The gospel according to St. Bobby

As Bobby Bowden remembered it from the pulpit of First Baptist Church in New Orleans last Sunday before the Sugar Bowl, he and his wife Ann once sat in the front row of an Alabama worship service. Between them were their six children. The preacher decided to use Bowden as an audience.

“If I stretched an I-beam across this altar, would you walk across it?” he asked the young coach.

Bowden said he sure would.

“Now if I took that same I-beam and put it between the Twin Towers in New York, 110 stories over the ground, would you walk across it then?”

Bowden said absolutely not.

“Now,” thundered the preacher, “if I dangled the legs of one of your children from that beam, and said I’d drop that child if you didn’t walk across, would you do it then?”

Bowden thought a moment.

“Which child?” he asked.

The laughter mounted. Bowden, invited to speak before his Florida State Seminoles were dismembered by rival Florida, doesn’t deliver a sermon so much as a monologue. At one point, he expressed bafflement that Americans believe whatever they read, “but they don’t believe what’s in The Bible. Read the doggone book! Matthew, Mark, Luke and John - they’re a lot more accurate than the writers nowadays.”
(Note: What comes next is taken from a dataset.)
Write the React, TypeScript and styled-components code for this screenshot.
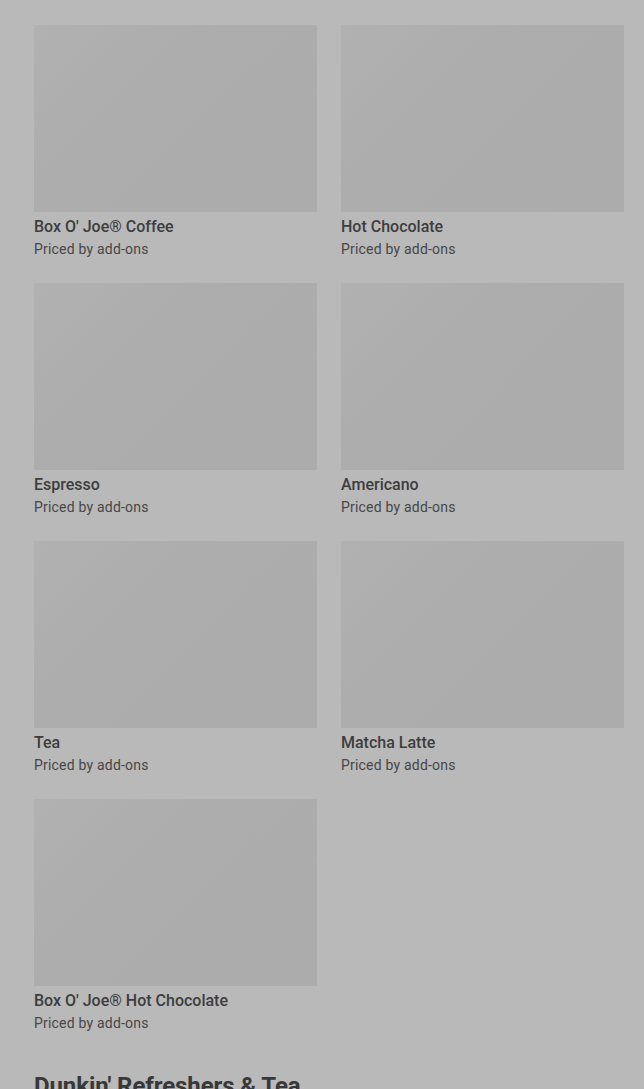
import styled, { createGlobalStyle } from "styled-components";

const GlobalStyle = createGlobalStyle`
  html, body {
    margin: 0;
    padding: 0;
    background: #b9b9b9;
    font-family: Roboto, "Liberation Sans", Arial, sans-serif;
  }
`;

const Page = styled.div`
  padding: 25px 20px 0 34px;
  height: 1089px;
  overflow: hidden;
  box-sizing: border-box;
`;

const Grid = styled.div`
  display: grid;
  grid-template-columns: 283px 283px;
  column-gap: 24px;
  row-gap: 24px;
`;

const Card = styled.div`
  display: flex;
  flex-direction: column;
`;

const Thumb = styled.div`
  height: 187px;
  background: linear-gradient(135deg, #b1b1b1 0%, #adadad 35%, #acacac 100%);
`;

const Title = styled.div`
  margin-top: 5px;
  font-size: 16px;
  line-height: 20px;
  font-weight: 500;
  color: #3d3d3d;
`;

const Sub = styled.div`
  margin-top: 2px;
  font-size: 14px;
  line-height: 20px;
  font-weight: 400;
  letter-spacing: 0.2px;
  color: #474747;
`;

const Heading = styled.h2`
  margin: 37px 0 0;
  font-size: 24px;
  line-height: 32px;
  font-weight: 700;
  letter-spacing: -0.1px;
  color: #383838;
`;

const items = [
  "Box O' Joe® Coffee",
  "Hot Chocolate",
  "Espresso",
  "Americano",
  "Tea",
  "Matcha Latte",
  "Box O' Joe® Hot Chocolate",
];

export default function App() {
  return (
    <>
      <GlobalStyle />
      <Page>
        <Grid>
          {items.map((name) => (
            <Card key={name}>
              <Thumb />
              <Title>{name}</Title>
              <Sub>Priced by add-ons</Sub>
            </Card>
          ))}
        </Grid>
        <Heading>Dunkin' Refreshers &amp; Tea</Heading>
      </Page>
    </>
  );
}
Then he spotted Tallahassee Democrat columnist John Nogowski in the sanctuary.

“Sorry, John,” Bowden said with a grin.

Elsewhere on the religion front …

When NBA beanpole Shawn Bradley of the Nets recently tried to argue with referee Hue Hollins over a call, Hollins barked, “Don’t use profanity on me.”

Nets coach John Calipari then complained, “He’s a Mormon. He doesn’t swear.”

Responded Hollins: “I’m Baptist and I don’t lie.”

Typecasting

The makers of the movie “Jerry Maguire” were shooting for realism. To teach Kelly Preston how to punch Tom Cruise, they brought in retired boxer Ray “Boom Boom” Mancini, prompting Phil Rosenthal of the Chicago Sun-Times to comment: “To teach Cruise how to be an agent, we hear they brought in a rat from ‘Ben.”’

The last word …

“I haven’t met an agent yet who looks like Tom Cruise. They should have used that guy who played Ratso Rizzo.

- Jazz director of basketball operations Scott Layden on “Jerry Maguire.”

The last word II …

“Surely it is no coincidence that Steve Young announced his engagement during a week when he had his head examined.”